Studio album by Bubba Sparxxx
- Released: September 16, 2003
- Studio: The Dungeon; ZAC (Atlanta); Hit Factory Criteria (Miami); Manhattan Center (New York City); The Studio (Philadelphia);
- Genre: Southern hip hop; progressive rap; country rap;
- Length: 61:56
- Label: Beat Club; Interscope;
- Producer: Bill Pettaway; Organized Noize; Timbaland;

Bubba Sparxxx chronology
| Dark Days, Bright Nights (2001) | Deliverance (2003) | The Charm (2006) |

Singles from Deliverance
- "Jimmy Mathis" Released: June 3, 2003; "Deliverance" Released: March 8, 2004; "Back in the Mud" Released: April 12, 2004;

= Deliverance (Bubba Sparxxx album) =

Deliverance is the second studio album by American rapper Bubba Sparxxx. It was released on September 16, 2003, by Beat Club and Interscope Records. The album was produced by Timbaland and Organized Noize. It was supported by three singles: "Jimmy Mathis", "Deliverance", and "Back in the Mud".

==Critical reception==

Deliverance was met with widespread critical acclaim. At Metacritic, which assigns a normalized rating out of 100 to reviews from professional publications, the album received an average score of 82, based on 17 reviews.

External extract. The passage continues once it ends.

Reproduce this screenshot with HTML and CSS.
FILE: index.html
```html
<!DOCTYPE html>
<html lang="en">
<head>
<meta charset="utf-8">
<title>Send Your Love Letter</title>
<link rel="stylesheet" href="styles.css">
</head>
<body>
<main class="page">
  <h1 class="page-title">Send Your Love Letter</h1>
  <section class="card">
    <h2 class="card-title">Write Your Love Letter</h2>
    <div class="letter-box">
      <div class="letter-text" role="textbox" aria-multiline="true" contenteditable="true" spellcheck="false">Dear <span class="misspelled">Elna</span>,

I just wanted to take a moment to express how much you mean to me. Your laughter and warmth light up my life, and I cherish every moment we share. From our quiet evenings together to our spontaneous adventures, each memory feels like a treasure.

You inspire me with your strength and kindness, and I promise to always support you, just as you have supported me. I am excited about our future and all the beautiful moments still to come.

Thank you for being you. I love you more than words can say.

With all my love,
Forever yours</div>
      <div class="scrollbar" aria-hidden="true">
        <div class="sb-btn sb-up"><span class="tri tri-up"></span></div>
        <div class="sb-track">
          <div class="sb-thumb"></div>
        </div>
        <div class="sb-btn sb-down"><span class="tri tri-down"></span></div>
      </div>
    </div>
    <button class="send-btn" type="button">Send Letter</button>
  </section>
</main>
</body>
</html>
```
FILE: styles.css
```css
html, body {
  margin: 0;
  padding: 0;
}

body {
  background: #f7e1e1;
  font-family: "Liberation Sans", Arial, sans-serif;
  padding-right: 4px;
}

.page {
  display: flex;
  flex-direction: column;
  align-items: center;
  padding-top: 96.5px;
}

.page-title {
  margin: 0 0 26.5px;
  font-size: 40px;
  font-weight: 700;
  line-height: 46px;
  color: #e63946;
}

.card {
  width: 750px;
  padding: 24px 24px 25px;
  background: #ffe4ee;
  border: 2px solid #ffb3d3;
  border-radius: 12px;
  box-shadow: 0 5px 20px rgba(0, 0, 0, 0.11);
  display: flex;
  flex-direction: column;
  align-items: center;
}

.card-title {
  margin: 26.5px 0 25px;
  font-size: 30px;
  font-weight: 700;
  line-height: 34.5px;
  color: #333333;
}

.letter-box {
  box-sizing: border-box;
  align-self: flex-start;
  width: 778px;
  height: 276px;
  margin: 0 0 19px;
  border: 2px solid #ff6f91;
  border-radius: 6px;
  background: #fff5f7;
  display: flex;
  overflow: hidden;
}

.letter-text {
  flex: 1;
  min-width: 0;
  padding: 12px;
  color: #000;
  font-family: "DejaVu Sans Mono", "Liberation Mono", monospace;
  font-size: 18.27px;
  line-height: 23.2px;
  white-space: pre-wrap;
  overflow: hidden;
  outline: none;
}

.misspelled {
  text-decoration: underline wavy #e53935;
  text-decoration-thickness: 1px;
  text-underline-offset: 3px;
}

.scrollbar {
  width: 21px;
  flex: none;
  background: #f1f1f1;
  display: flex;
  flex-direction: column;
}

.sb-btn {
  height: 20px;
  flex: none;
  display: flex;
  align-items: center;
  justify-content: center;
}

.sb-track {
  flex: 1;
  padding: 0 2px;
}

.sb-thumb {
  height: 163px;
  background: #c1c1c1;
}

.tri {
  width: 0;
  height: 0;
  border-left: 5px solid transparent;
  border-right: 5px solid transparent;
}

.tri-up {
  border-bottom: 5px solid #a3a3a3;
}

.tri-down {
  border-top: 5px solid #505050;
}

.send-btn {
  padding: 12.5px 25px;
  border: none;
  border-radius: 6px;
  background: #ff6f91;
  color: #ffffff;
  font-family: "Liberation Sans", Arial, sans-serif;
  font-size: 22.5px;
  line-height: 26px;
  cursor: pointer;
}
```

Johnny Loftus of AllMusic said, "Sure, his collaborators have some of the best beats in the business. But they can't always take up the slack when Bubba's raps start to wither in the heat". Nathan Rabin of The A.V. Club said, "Mixes hip-hop and country with ease and grace". Michael Endelman of Entertainment Weekly said, "A sober rumination about life in the poor, white, rural South". Dorian Lynskey of The Guardian said, "An intense, brooding piece of work". Matt Cibula of PopMatters said, "He and his producers have constructed a monument to this New New New South. And you don't really have to believe in it in order to appreciate what a great record this is".

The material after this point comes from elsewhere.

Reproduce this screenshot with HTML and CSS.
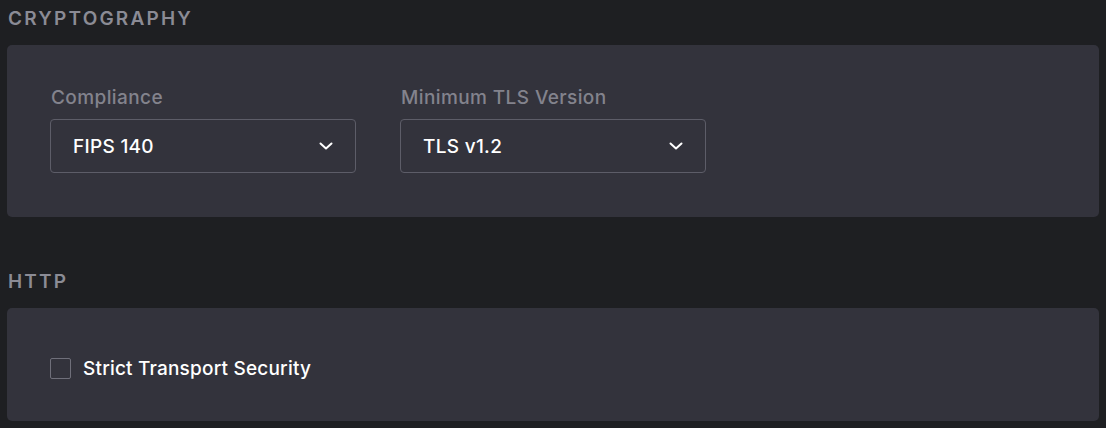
FILE: index.html
```html
<!DOCTYPE html>
<html lang="en">
<head>
<meta charset="utf-8">
<title>Security settings</title>
<link rel="stylesheet" href="styles.css">
</head>
<body>
<div class="page">
  <section class="section">
    <h2 class="section-title">Cryptography</h2>
    <div class="card card-crypto">
      <div class="field">
        <label class="field-label">Compliance</label>
        <div class="select">
          <span class="select-value">FIPS 140</span>
          <svg class="chevron" width="14" height="8" viewBox="0 0 14 8"><path d="M1.5 1.5 L7 6.5 L12.5 1.5" fill="none" stroke="#ffffff" stroke-width="2" stroke-linecap="round" stroke-linejoin="round"/></svg>
        </div>
      </div>
      <div class="field">
        <label class="field-label">Minimum TLS Version</label>
        <div class="select">
          <span class="select-value">TLS v1.2</span>
          <svg class="chevron" width="14" height="8" viewBox="0 0 14 8"><path d="M1.5 1.5 L7 6.5 L12.5 1.5" fill="none" stroke="#ffffff" stroke-width="2" stroke-linecap="round" stroke-linejoin="round"/></svg>
        </div>
      </div>
    </div>
  </section>
  <section class="section section-http">
    <h2 class="section-title">HTTP</h2>
    <div class="card card-http">
      <label class="check">
        <span class="check-box"></span>
        <span class="check-label">Strict Transport Security</span>
      </label>
    </div>
  </section>
</div>
</body>
</html>
```
FILE: styles.css
```css
html, body {
  margin: 0;
  padding: 0;
  background: #1e1f22;
}
body {
  font-family: "Inter", "Lato", sans-serif;
  color: #ffffff;
}
.page {
  padding: 7px 7px 0 7px;
}
.section-title {
  margin: 0 0 0 1px;
  font-size: 19px;
  line-height: 24px;
  font-weight: 600;
  letter-spacing: 2.2px;
  text-transform: uppercase;
  color: #8b8b95;
}
.section-http {
  margin-top: 53px;
}
.card {
  margin-top: 14px;
  background: #33333c;
  border-radius: 5px;
}
.card-crypto {
  display: flex;
  gap: 44px;
  padding: 41px 43px 44px 43px;
}
.field {
  display: flex;
  flex-direction: column;
  gap: 10px;
  width: 306px;
}
.field-label {
  font-size: 19px;
  line-height: 23px;
  font-weight: 500;
  letter-spacing: 0.4px;
  color: #83838d;
  padding-left: 1px;
}
.select {
  box-sizing: border-box;
  height: 54px;
  border: 1px solid #5d5d68;
  border-radius: 4px;
  display: flex;
  align-items: center;
  justify-content: space-between;
  padding: 0 22px 0 22px;
}
.select-value {
  font-size: 19px;
  font-weight: 500;
  letter-spacing: 0.3px;
  color: #ffffff;
}
.chevron {
  display: block;
}
.card-http {
  padding: 49px 43px 42px 43px;
}
.check {
  display: flex;
  align-items: center;
  gap: 12px;
  height: 22px;
}
.check-box {
  box-sizing: border-box;
  width: 21px;
  height: 21px;
  border: 1.5px solid #6f6f7a;
  border-radius: 2px;
}
.check-label {
  font-size: 19px;
  font-weight: 500;
  letter-spacing: 0.2px;
  color: #ffffff;
}
```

Josh Timmermann of Stylus Magazine said, "In a year that's produced first-rate albums by OutKast and Lucinda Williams, Bubba, a self-proclaimed redneck from rural Georgia who most people pegged as a probable one-hit wonder three years ago, has beaten the odds and made both the hip-hop and country album of the year". Vibe said, "Sparxxx has now crafted a gem, thanks to improved songwriting and nimble production". Kandia Crazy Horse of The Village Voice said, "If Eminem is hip-hop's Elvis, then Bubba is its Gregg Allman, the white boy embraced by lowdown Little Africa, especially fellow musicians". Steve Jones of USA Today said, "Sparxxx's real strength lies in his intensely personal lyrics, which resonate whether he's talking about overcoming white-trash stereotypes or recovering from last night's bender". Nathan Brackett of Rolling Stone said, "A few of the honky-tonk touches -- such as the corny country crooning on "My Baby's Gone"—feel like gimmicks. But Sparxxx's lyrics are no shtick".

Professional ratings
Aggregate scores
| Source | Rating |
| Metacritic | 82/100 |
Review scores
| Source | Rating |
| AllMusic | Star |
| Blender | Star |
| Entertainment Weekly | B+ |
| The Guardian | Star |
| NME | 7/10 |
| Q | Star |
| Rolling Stone | Star |
| Spin | A− |
| Uncut | Star |
| USA Today | Star |

===Accolades===
In 2010, Rhapsody included it in its list of "The 10 Best Albums By White Rappers".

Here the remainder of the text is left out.